In his print Carmona is located at the lower right, his image based on the present drawing. This was executed in 1759, as inscribed at the lower left corner, and is executed in red chalk, like most of the artist’s sketches. 3 Carmona depicts himself as a young man with plump features, a lively gaze and a certain air of bonhomie. Making use solely of red chalk applied with subtle gradations of greater or lesser intensity, the artist achieves a powerful expressivity and a rigorous representation of the details of the face, revealing his exceptional gifts for portraiture. This sketch was almost undoubtedly made as an individual self-portrait for a subsequent engraving that was ultimately not produced. Carmona’s intention was to depict himself following the model used by his master Nicolas Gabriel Dupuis (1695-1771), with whom he had studied at the Royal Academy of Painting and Sculpture in Paris and through whom he became a consummate master of engraving. His portrait thus closely follows the model used in the portraits by his master of Jean-Baptiste Lemoine le Fils of 1755 (fig. 2, Versailles, Châteaux de Versailles et de Trianon, inv. no. LP65.115.1) and of the historian and jurist Léon Ménard (Versailles, Châteaux de Versailles et de Trianon, inv. no. LP70.83.2). Both include the large stone border around the figure, with the sitter in profile and a large bow at the top of the border which aims to create the trompe-l’oeil effect of a suspended medallion.

 

Shortly after he produced this print, in 1763 Carmona was summoned to the Spanish court by Charles III. His training in France and remarkable talents allowed him to totally transform the practice and art of engraving in Spain.
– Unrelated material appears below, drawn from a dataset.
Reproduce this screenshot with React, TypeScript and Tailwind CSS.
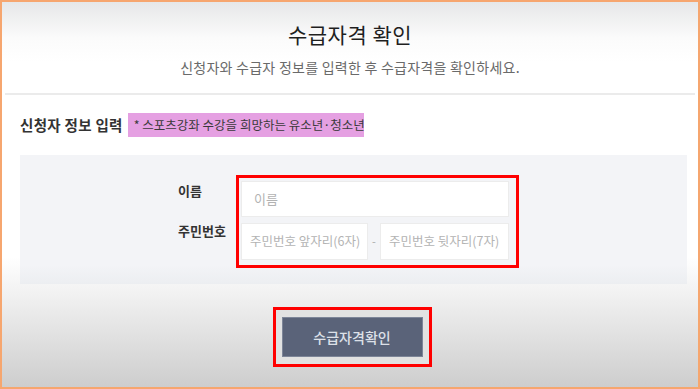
import React from "react";

export default function App() {
  return (
    <div
      className="w-[700px] h-[389px] overflow-hidden border-[2px] border-[#f6a66f] bg-[linear-gradient(to_bottom,#e6e7e8_0px,#fbfbfb_36px,#ffffff_60px,#ffffff_255px,#f2f2f2_290px,#cdcdcd_386px)] flex flex-col"
      style={{ fontFamily: '"Noto Sans CJK KR", "Noto Sans", sans-serif' }}
    >
      <div className="pt-[17px] flex flex-col items-center">
        <div className="text-[21px] leading-[30px] font-normal text-[#1f1f1f] tracking-[0.5px]">수급자격 확인</div>
        <div className="mt-[8px] text-[14px] leading-[20px] text-[#6a6a6a] tracking-[0.25px]">
          신청자와 수급자 정보를 입력한 후 수급자격을 확인하세요.
        </div>
      </div>
      <div className="mt-[16px] mx-[3px] h-[2px] bg-[#ebebeb]" />
      <div className="mt-[18px] ml-[18px] flex items-center">
        <div className="text-[14.5px] leading-[24px] font-bold text-[#333] tracking-[0.3px]">신청자 정보 입력</div>
        <div className="ml-[5px] w-[236px] h-[24px] px-[6px] bg-[#e5a0e2] text-[12.5px] leading-[24px] text-[#3a3a3a] whitespace-nowrap">
          * 스포츠강좌 수강을 희망하는 유소년·청소년
        </div>
      </div>
      <div className="mt-[18px] ml-[18px] mr-[11px] h-[129px] bg-[linear-gradient(to_bottom,#f3f4f7_0%,#f3f4f7_85%,#eceef1_100%)] pt-[20px] flex">
        <div className="w-[216px] pl-[158px] pt-[7px] flex flex-col text-[13px] leading-[18px] font-bold text-[#333]">
          <div>이름</div>
          <div className="mt-[22px] whitespace-nowrap">주민번호</div>
        </div>
        <div className="w-[283px] h-[93px] border-[3px] border-[#ff0000] pt-[3px] pl-[2px] pr-[7px] pb-[5px] flex flex-col gap-[6px]">
          <div className="h-[36px] bg-white border border-[#ececec] flex items-center px-[12px] text-[13px] text-[#b3b3b3]">
            이름
          </div>
          <div className="h-[37px] flex items-center">
            <div className="w-[127px] h-full bg-white border border-[#ececec] flex items-center px-[8px] text-[12.5px] text-[#b3b3b3] whitespace-nowrap">
              주민번호 앞자리(6자)
            </div>
            <div className="w-[12px] text-center text-[11px] text-[#aaa]">-</div>
            <div className="flex-1 h-full bg-white border border-[#ececec] flex items-center px-[8px] text-[12.5px] text-[#b3b3b3] whitespace-nowrap">
              주민번호 뒷자리(7자)
            </div>
          </div>
        </div>
      </div>
      <div className="mt-[23px] flex justify-center">
        <div className="ml-[4px] border-[3px] border-[#ff0000] px-[6px] pt-[7px] pb-[7px] bg-[#e2e2e2]">
          <div className="w-[141px] h-[40px] bg-[#5a6379] border border-[#7d8598] flex items-center justify-center text-[14px] font-medium text-[#dde0e8]">
            수급자격확인
          </div>
        </div>
      </div>
    </div>
  );
}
He began by producing devotional images then soon moved on to illustrating some of the most important literary editions of the time, such as the Sallust for the Infante don Gabriel in 1772, Iriarte’s poem La música of 1779, and Ibarra’s edition of Don Quijote of 1780. In 1783 Carmona was made engraver to Charles III after he executed an engraved portrait of the monarch based on Anton Raphael Mengs’s painting, demonstrating the perfection of imitation and chromatic gradation that he was capable of achieving in his prints.

 

This drawing was disseminated through a lithograph by Rufino Casado, published by Valentín Carderera, who at that date owned the drawing, with the purpose of illustrating the biography of the artist published in the illustrated magazine El Arte en España, edited by Gregorio Cruzada Villaamil, in 1862. A printed text below the image reads: “Fac-simile del retrato dibujado por el mismo en 1759. De la Colección del Sr. Valentín Carderera” (fig. 3). There is no doubt that this was taken from the present drawing given that the text also states that: “his bust totally resembles the print published by this journal, taken from another beautiful drawing made in red chalk.” 4

 

 

  1. Carderera (1950), pp. 39-41 and Carrete Parrondo (1980), no. 27.
  2. Carmona completed his training in Paris in 1761 but in the light of the success and fame he had achieved in France, Charles III extended his study grant for another year. On the artist and his formative period, see Carderera (1950); Gallego (1979), pp. 280-283; and Salvador Carmona (1989), pp. 19-35.
  3. See Pérez Sánchez (1986), pp. 411-414.
  4. El Arte en España, 1862, p. 62.